>> START Stored data
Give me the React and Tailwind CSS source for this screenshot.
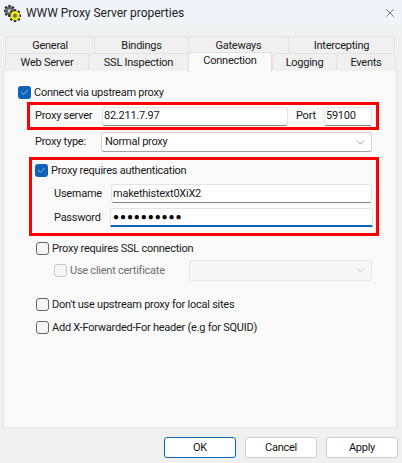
import React from "react";
import { X, ChevronDown, Check } from "lucide-react";

function Gears() {
  const teeth = [0, 45, 90, 135];
  return (
    <svg width="17" height="17" viewBox="0 0 20 20" className="shrink-0">
      <g>
        {teeth.map((a) => (
          <rect key={a} x="5" y="0" width="3" height="14" fill="#333" transform={`rotate(${a} 6.5 7)`} />
        ))}
        <circle cx="6.5" cy="7" r="5" fill="#666" />
        <circle cx="6.5" cy="7" r="2" fill="#ddd" />
      </g>
      <g>
        {teeth.map((a) => (
          <rect key={a} x="11.5" y="5" width="3" height="15" fill="#222" transform={`rotate(${a} 13 12.5)`} />
        ))}
        <circle cx="13" cy="12.5" r="5.5" fill="#e8e020" />
        <circle cx="13" cy="12.5" r="2.2" fill="#666" />
      </g>
    </svg>
  );
}

function Tab({ w, children, selected }) {
  if (selected) {
    return (
      <div className={`${w} h-[20px] -mt-px z-10 flex items-start pt-px leading-[14px] justify-center bg-[#f9f9f9] border border-b-0 border-[#e0e0e0] rounded-t-[3px]`}>
        {children}
      </div>
    );
  }
  return (
    <div className={`${w} h-full flex items-center justify-center leading-[13px] bg-[#f0f0f0] border border-b-0 border-[#e3e3e3] rounded-t-[3px] -mr-px`}>
      {children}
    </div>
  );
}

function Box({ checked, disabled }) {
  if (checked) {
    return (
      <span className="w-[13px] h-[13px] shrink-0 rounded-[3px] bg-[#0f62b8] flex items-center justify-center">
        <Check size={9} color="#ffffff" strokeWidth={1.5} />
      </span>
    );
  }
  return (
    <span className={`w-[13px] h-[13px] shrink-0 rounded-[3px] border bg-[#f5f5f5] ${disabled ? "border-[#c8c8c8]" : "border-[#666666]"}`} />
  );
}

function Field({ className, children }) {
  return (
    <div className={`h-[19px] bg-white border border-[#e3e3e3] border-b-[#868686] rounded-[3px] flex items-center px-[1px] text-[#1a1a1a] ${className}`}>
      {children}
    </div>
  );
}

function Btn({ children, primary }) {
  return (
    <div className={`w-[72px] h-[21px] bg-white rounded-[3px] flex items-center justify-center text-[#111] border ${primary ? "border-[#0a67b5]" : "border-[#cfcfcf]"}`}>
      {children}
    </div>
  );
}

export default function App() {
  return (
    <div className="w-[402px] h-[463px] flex flex-col overflow-hidden bg-[#f0f0f0] text-[11px] tracking-[-0.25px] leading-[16px] text-[#1a1a1a] font-['Roboto',sans-serif]">
      <div className="h-[26px] bg-[#f0f4f9] flex items-center pl-[4px] pr-[5px]">
        <Gears />
        <span className="ml-[5px] text-[#222] text-[12px] tracking-[-0.03px]">WWW Proxy Server properties</span>
        <X size={14} strokeWidth={1} color="#222" className="ml-auto" />
      </div>

      <div className="flex-1 px-[3px] pt-[10px]">
        <div className="pl-[2px] flex h-[17px]">
          <Tab w="w-[90px]">General</Tab>
          <Tab w="w-[95px]">Bindings</Tab>
          <Tab w="w-[101px]">Gateways</Tab>
          <Tab w="w-[107px]">Intercepting</Tab>
        </div>
        <div className="pl-[2px] flex h-[18px]">
          <Tab w="w-[84px]">Web Server</Tab>
          <Tab w="w-[101px]">SSL Inspection</Tab>
          <Tab w="w-[84px]" selected>Connection</Tab>
          <Tab w="w-[65px]">Logging</Tab>
          <Tab w="w-[60px]">Events</Tab>
        </div>

        <div className="w-[394px] h-[358px] bg-[#f9f9f9] border border-[#e5e5e5] -mt-px pl-[14px] pt-[15px]">
          <div className="flex items-center gap-[3px] h-[13px]">
            <Box checked />
            <span>Connect via upstream proxy</span>
          </div>

          <div className="ml-[9px] mt-[3px] w-[352px] h-[28px] border-[3px] border-[#ff0000] flex items-center pl-[5px]">
            <span className="w-[67px]">Proxy server</span>
            <Field className="w-[186px]">82.211.7.97</Field>
            <span className="ml-[8px] w-[28px]">Port</span>
            <Field className="w-[48px]">59100</Field>
          </div>

          <div className="ml-[17px] mt-[2px] flex items-center">
            <span className="w-[66px]">Proxy type:</span>
            <div className="w-[271px] h-[20px] bg-white border border-[#d5d5d5] border-b-[#a0a0a0] rounded-[3px] flex items-center justify-between pl-[3px] pr-[4px]">
              <span>Normal proxy</span>
              <ChevronDown size={13} strokeWidth={1} color="#444" />
            </div>
          </div>

          <div className="ml-[11px] mt-[5px] w-[350px] h-[79px] border-[3px] border-[#ff0000] pl-[3px] pt-[4px]">
            <div className="flex items-center gap-[3px] h-[13px]">
              <Box checked />
              <span>Proxy requires authentication</span>
            </div>
            <div className="flex items-center mt-[7px] pl-[19px]">
              <span className="w-[57px]">Username</span>
              <Field className="w-[261px]">makethistext0XiX2</Field>
            </div>
            <div className="flex items-center mt-[5px] pl-[19px]">
              <span className="w-[56px]">Password</span>
              <div className="w-[263px] h-[19px] bg-white border border-[#e3e3e3] border-b-2 border-b-[#0a67b5] rounded-t-[3px] flex items-center px-[2px] text-[10px] tracking-[0.9px] text-black">
                ●●●●●●●●●●
              </div>
            </div>
          </div>

          <div className="ml-[18px] mt-[6px] flex items-center gap-[3px] h-[13px]">
            <Box />
            <span>Proxy requires SSL connection</span>
          </div>
          <div className="ml-[36px] mt-[5px] flex items-center h-[21px] text-[#6d6d6d]">
            <Box disabled />
            <span className="ml-[3px] w-[119px]">Use client certificate</span>
            <div className="w-[183px] h-[21px] bg-[#f7f7f7] border border-[#e5e5e5] rounded-[3px] flex items-center justify-end pr-[4px]">
              <ChevronDown size={13} strokeWidth={1} color="#9a9a9a" />
            </div>
          </div>
          <div className="ml-[18px] mt-[17px] flex items-center gap-[3px] h-[13px]">
            <Box />
            <span>Don't use upstream proxy for local sites</span>
          </div>
          <div className="ml-[18px] mt-[10px] flex items-center gap-[3px] h-[13px]">
            <Box />
            <span>Add X-Forwarded-For header (e.g for SQUID)</span>
          </div>
        </div>

        <div className="flex justify-end gap-[9px] mt-[9px] pr-[1px]">
          <Btn primary>OK</Btn>
          <Btn>Cancel</Btn>
          <Btn>Apply</Btn>
        </div>
      </div>
    </div>
  );
}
>> END Stored data
Problem>
In this exercise, set down all of the data exactly, without the pictures.

Task solution>
Give me the React and Tailwind CSS source for this screenshot.
import React from "react";
import { X, ChevronDown, Check } from "lucide-react";

function Gears() {
  const teeth = [0, 45, 90, 135];
  return (
    <svg width="17" height="17" viewBox="0 0 20 20" className="shrink-0">
      <g>
        {teeth.map((a) => (
          <rect key={a} x="5" y="0" width="3" height="14" fill="#333" transform={`rotate(${a} 6.5 7)`} />
        ))}
        <circle cx="6.5" cy="7" r="5" fill="#666" />
        <circle cx="6.5" cy="7" r="2" fill="#ddd" />
      </g>
      <g>
        {teeth.map((a) => (
          <rect key={a} x="11.5" y="5" width="3" height="15" fill="#222" transform={`rotate(${a} 13 12.5)`} />
        ))}
        <circle cx="13" cy="12.5" r="5.5" fill="#e8e020" />
        <circle cx="13" cy="12.5" r="2.2" fill="#666" />
      </g>
    </svg>
  );
}

function Tab({ w, children, selected }) {
  if (selected) {
    return (
      <div className={`${w} h-[20px] -mt-px z-10 flex items-start pt-px leading-[14px] justify-center bg-[#f9f9f9] border border-b-0 border-[#e0e0e0] rounded-t-[3px]`}>
        {children}
      </div>
    );
  }
  return (
    <div className={`${w} h-full flex items-center justify-center leading-[13px] bg-[#f0f0f0] border border-b-0 border-[#e3e3e3] rounded-t-[3px] -mr-px`}>
      {children}
    </div>
  );
}

function Box({ checked, disabled }) {
  if (checked) {
    return (
      <span className="w-[13px] h-[13px] shrink-0 rounded-[3px] bg-[#0f62b8] flex items-center justify-center">
        <Check size={9} color="#ffffff" strokeWidth={1.5} />
      </span>
    );
  }
  return (
    <span className={`w-[13px] h-[13px] shrink-0 rounded-[3px] border bg-[#f5f5f5] ${disabled ? "border-[#c8c8c8]" : "border-[#666666]"}`} />
  );
}

function Field({ className, children }) {
  return (
    <div className={`h-[19px] bg-white border border-[#e3e3e3] border-b-[#868686] rounded-[3px] flex items-center px-[1px] text-[#1a1a1a] ${className}`}>
      {children}
    </div>
  );
}

function Btn({ children, primary }) {
  return (
    <div className={`w-[72px] h-[21px] bg-white rounded-[3px] flex items-center justify-center text-[#111] border ${primary ? "border-[#0a67b5]" : "border-[#cfcfcf]"}`}>
      {children}
    </div>
  );
}

export default function App() {
  return (
    <div className="w-[402px] h-[463px] flex flex-col overflow-hidden bg-[#f0f0f0] text-[11px] tracking-[-0.25px] leading-[16px] text-[#1a1a1a] font-['Roboto',sans-serif]">
      <div className="h-[26px] bg-[#f0f4f9] flex items-center pl-[4px] pr-[5px]">
        <Gears />
        <span className="ml-[5px] text-[#222] text-[12px] tracking-[-0.03px]">WWW Proxy Server properties</span>
        <X size={14} strokeWidth={1} color="#222" className="ml-auto" />
      </div>

      <div className="flex-1 px-[3px] pt-[10px]">
        <div className="pl-[2px] flex h-[17px]">
          <Tab w="w-[90px]">General</Tab>
          <Tab w="w-[95px]">Bindings</Tab>
          <Tab w="w-[101px]">Gateways</Tab>
          <Tab w="w-[107px]">Intercepting</Tab>
        </div>
        <div className="pl-[2px] flex h-[18px]">
          <Tab w="w-[84px]">Web Server</Tab>
          <Tab w="w-[101px]">SSL Inspection</Tab>
          <Tab w="w-[84px]" selected>Connection</Tab>
          <Tab w="w-[65px]">Logging</Tab>
          <Tab w="w-[60px]">Events</Tab>
        </div>

        <div className="w-[394px] h-[358px] bg-[#f9f9f9] border border-[#e5e5e5] -mt-px pl-[14px] pt-[15px]">
          <div className="flex items-center gap-[3px] h-[13px]">
            <Box checked />
            <span>Connect via upstream proxy</span>
          </div>

          <div className="ml-[9px] mt-[3px] w-[352px] h-[28px] border-[3px] border-[#ff0000] flex items-center pl-[5px]">
            <span className="w-[67px]">Proxy server</span>
            <Field className="w-[186px]">82.211.7.97</Field>
            <span className="ml-[8px] w-[28px]">Port</span>
            <Field className="w-[48px]">59100</Field>
          </div>

          <div className="ml-[17px] mt-[2px] flex items-center">
            <span className="w-[66px]">Proxy type:</span>
            <div className="w-[271px] h-[20px] bg-white border border-[#d5d5d5] border-b-[#a0a0a0] rounded-[3px] flex items-center justify-between pl-[3px] pr-[4px]">
              <span>Normal proxy</span>
              <ChevronDown size={13} strokeWidth={1} color="#444" />
            </div>
          </div>

          <div className="ml-[11px] mt-[5px] w-[350px] h-[79px] border-[3px] border-[#ff0000] pl-[3px] pt-[4px]">
            <div className="flex items-center gap-[3px] h-[13px]">
              <Box checked />
              <span>Proxy requires authentication</span>
            </div>
            <div className="flex items-center mt-[7px] pl-[19px]">
              <span className="w-[57px]">Username</span>
              <Field className="w-[261px]">makethistext0XiX2</Field>
            </div>
            <div className="flex items-center mt-[5px] pl-[19px]">
              <span className="w-[56px]">Password</span>
              <div className="w-[263px] h-[19px] bg-white border border-[#e3e3e3] border-b-2 border-b-[#0a67b5] rounded-t-[3px] flex items-center px-[2px] text-[10px] tracking-[0.9px] text-black">
                ●●●●●●●●●●
              </div>
            </div>
          </div>

          <div className="ml-[18px] mt-[6px] flex items-center gap-[3px] h-[13px]">
            <Box />
            <span>Proxy requires SSL connection</span>
          </div>
          <div className="ml-[36px] mt-[5px] flex items-center h-[21px] text-[#6d6d6d]">
            <Box disabled />
            <span className="ml-[3px] w-[119px]">Use client certificate</span>
            <div className="w-[183px] h-[21px] bg-[#f7f7f7] border border-[#e5e5e5] rounded-[3px] flex items-center justify-end pr-[4px]">
              <ChevronDown size={13} strokeWidth={1} color="#9a9a9a" />
            </div>
          </div>
          <div className="ml-[18px] mt-[17px] flex items-center gap-[3px] h-[13px]">
            <Box />
            <span>Don't use upstream proxy for local sites</span>
          </div>
          <div className="ml-[18px] mt-[10px] flex items-center gap-[3px] h-[13px]">
            <Box />
            <span>Add X-Forwarded-For header (e.g for SQUID)</span>
          </div>
        </div>

        <div className="flex justify-end gap-[9px] mt-[9px] pr-[1px]">
          <Btn primary>OK</Btn>
          <Btn>Cancel</Btn>
          <Btn>Apply</Btn>
        </div>
      </div>
    </div>
  );
}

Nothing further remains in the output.